Is it wrong to understand anything lately?
Lately, I have been missing myself a lot. And the feeling is very weird, as if the emptiness has settled in me, and I have welcomed it without even a second thought. Every moment feels like a debt on myself, as if I owe myself the love I have been treating everyone with. And the more I think about spending time with myself, the worse the
scenario happens, as if the universe magically turns the blissfulness into exhilarating loneliness. Time rushes by and every single day I drift away from myself. And the vicious cycle of being kind to others just because of the fear of not losing people kills my
will to smile. I feel abandoned in my skin, which strangely is coloured with every hue except mine. And no matter, how much ever I try, I just fail to adhere to
any story which might unite me with mine, for everything feels strange.But like the spring waiting for the cold dead trees, like
a tired traveller probing for oasis in a desert, and like the golden harvest waiting for the rays to give it a lustrous ambience; I will wait for the part where I meet myself.

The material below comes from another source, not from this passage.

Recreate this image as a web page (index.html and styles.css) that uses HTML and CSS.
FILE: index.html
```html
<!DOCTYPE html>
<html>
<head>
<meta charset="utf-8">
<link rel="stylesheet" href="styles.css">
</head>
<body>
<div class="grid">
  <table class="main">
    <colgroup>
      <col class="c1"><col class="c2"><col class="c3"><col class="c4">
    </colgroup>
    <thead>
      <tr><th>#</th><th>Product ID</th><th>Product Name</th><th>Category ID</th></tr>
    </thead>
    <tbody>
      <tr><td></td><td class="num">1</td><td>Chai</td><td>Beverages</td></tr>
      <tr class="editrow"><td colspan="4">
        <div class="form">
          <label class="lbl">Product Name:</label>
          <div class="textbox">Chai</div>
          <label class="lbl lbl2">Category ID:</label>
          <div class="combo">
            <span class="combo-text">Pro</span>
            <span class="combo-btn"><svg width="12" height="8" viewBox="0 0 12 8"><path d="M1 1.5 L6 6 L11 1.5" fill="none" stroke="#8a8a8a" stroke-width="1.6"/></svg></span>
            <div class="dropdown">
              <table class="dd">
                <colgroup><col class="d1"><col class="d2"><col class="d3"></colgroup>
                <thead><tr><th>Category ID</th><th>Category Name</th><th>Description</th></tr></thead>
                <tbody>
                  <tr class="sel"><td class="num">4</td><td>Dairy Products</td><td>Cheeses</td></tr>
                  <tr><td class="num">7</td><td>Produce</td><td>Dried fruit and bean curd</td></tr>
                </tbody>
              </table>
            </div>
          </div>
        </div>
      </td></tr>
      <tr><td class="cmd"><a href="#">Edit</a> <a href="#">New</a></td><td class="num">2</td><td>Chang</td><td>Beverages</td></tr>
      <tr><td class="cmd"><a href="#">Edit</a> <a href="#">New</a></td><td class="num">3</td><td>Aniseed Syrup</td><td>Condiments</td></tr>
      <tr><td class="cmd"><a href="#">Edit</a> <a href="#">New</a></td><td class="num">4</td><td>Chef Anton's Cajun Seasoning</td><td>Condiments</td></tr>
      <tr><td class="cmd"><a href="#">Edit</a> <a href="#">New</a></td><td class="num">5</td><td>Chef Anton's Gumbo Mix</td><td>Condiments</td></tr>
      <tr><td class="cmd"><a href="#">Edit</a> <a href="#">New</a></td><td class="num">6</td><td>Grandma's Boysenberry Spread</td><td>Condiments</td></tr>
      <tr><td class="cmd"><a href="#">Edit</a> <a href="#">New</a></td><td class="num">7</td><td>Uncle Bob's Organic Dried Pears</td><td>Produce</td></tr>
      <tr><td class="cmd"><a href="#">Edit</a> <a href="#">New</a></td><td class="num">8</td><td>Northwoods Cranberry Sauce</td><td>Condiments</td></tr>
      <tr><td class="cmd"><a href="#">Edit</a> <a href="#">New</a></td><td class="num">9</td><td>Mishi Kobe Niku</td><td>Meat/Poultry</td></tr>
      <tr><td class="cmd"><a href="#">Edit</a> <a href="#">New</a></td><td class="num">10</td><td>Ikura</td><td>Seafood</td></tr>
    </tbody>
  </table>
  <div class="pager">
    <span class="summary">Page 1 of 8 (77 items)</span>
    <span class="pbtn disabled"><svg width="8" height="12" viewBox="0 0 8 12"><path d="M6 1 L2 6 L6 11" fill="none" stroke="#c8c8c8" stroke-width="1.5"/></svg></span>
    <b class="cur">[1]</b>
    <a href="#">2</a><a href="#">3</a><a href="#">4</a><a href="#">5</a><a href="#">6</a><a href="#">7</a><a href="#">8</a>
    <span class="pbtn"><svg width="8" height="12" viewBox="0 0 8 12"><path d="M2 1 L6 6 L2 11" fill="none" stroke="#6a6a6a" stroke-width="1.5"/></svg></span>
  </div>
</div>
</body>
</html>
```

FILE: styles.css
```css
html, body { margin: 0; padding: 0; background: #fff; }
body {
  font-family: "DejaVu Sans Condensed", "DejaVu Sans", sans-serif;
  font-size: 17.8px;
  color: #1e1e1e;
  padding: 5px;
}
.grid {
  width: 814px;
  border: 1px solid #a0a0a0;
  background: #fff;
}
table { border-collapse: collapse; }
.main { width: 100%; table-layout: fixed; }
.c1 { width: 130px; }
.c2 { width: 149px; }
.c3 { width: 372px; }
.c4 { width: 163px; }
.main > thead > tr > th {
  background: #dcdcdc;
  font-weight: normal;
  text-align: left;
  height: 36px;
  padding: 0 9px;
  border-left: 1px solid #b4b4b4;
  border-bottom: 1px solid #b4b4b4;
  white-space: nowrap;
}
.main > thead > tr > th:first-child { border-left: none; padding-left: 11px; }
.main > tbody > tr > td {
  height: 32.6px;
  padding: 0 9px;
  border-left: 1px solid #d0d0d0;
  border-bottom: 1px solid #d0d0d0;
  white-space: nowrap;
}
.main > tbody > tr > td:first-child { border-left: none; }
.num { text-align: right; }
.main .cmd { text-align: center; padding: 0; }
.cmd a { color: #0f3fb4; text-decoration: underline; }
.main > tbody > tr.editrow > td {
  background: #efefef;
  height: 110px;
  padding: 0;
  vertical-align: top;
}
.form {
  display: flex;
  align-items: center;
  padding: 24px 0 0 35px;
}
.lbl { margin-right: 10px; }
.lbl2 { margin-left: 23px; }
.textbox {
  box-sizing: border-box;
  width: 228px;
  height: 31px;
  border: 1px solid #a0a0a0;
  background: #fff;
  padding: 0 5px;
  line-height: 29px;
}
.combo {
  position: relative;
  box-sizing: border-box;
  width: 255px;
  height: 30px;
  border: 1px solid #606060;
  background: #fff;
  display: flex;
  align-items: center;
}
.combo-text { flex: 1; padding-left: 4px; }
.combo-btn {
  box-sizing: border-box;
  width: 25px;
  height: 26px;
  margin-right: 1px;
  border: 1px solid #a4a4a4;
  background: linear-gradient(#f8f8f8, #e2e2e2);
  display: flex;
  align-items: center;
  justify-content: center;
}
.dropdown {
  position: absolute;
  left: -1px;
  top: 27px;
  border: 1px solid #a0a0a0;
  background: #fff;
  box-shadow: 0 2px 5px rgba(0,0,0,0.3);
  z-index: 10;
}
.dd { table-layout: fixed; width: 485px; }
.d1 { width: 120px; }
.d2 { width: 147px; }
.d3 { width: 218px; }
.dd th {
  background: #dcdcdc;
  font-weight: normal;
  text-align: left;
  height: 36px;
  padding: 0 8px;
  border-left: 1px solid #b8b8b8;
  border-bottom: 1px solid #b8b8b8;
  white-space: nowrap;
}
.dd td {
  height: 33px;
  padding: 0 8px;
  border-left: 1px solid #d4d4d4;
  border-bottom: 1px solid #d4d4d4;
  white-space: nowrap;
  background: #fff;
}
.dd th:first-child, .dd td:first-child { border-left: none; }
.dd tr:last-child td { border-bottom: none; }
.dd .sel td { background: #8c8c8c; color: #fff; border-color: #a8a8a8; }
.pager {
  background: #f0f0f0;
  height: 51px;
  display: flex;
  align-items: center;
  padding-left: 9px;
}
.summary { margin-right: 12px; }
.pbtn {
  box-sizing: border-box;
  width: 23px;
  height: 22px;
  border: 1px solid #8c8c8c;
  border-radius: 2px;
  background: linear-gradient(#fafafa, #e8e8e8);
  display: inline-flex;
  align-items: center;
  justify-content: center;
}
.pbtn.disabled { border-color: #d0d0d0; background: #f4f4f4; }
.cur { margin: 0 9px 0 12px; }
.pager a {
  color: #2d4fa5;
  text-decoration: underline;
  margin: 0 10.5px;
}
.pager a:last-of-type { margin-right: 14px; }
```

The process will teach me how to grow
And if there's nothing I can do about who I am, I will learnt to accept. I will embrace the brokenness which beautified the person me, for all these years of experience taught me that I ain't here to give my everything to people who forget about it the moment they are content. The journey so far has taught me to
burn myself like the sun just for everyone else;
however, I simply couldn't comprehend the part
wherein it also taught me to be the sun - fiery, glorious, inevitable, invincible, vast, radiating, and yet humble, complete, filled with life, full of love, undisputed and simply beautiful. I couldn't understand the fact that it's not the people in your life who decide who you are, iť's just about how you feel about yourself. And just like the moon, which feels non existent without the sun, I realised that my life is a lie without myself in it.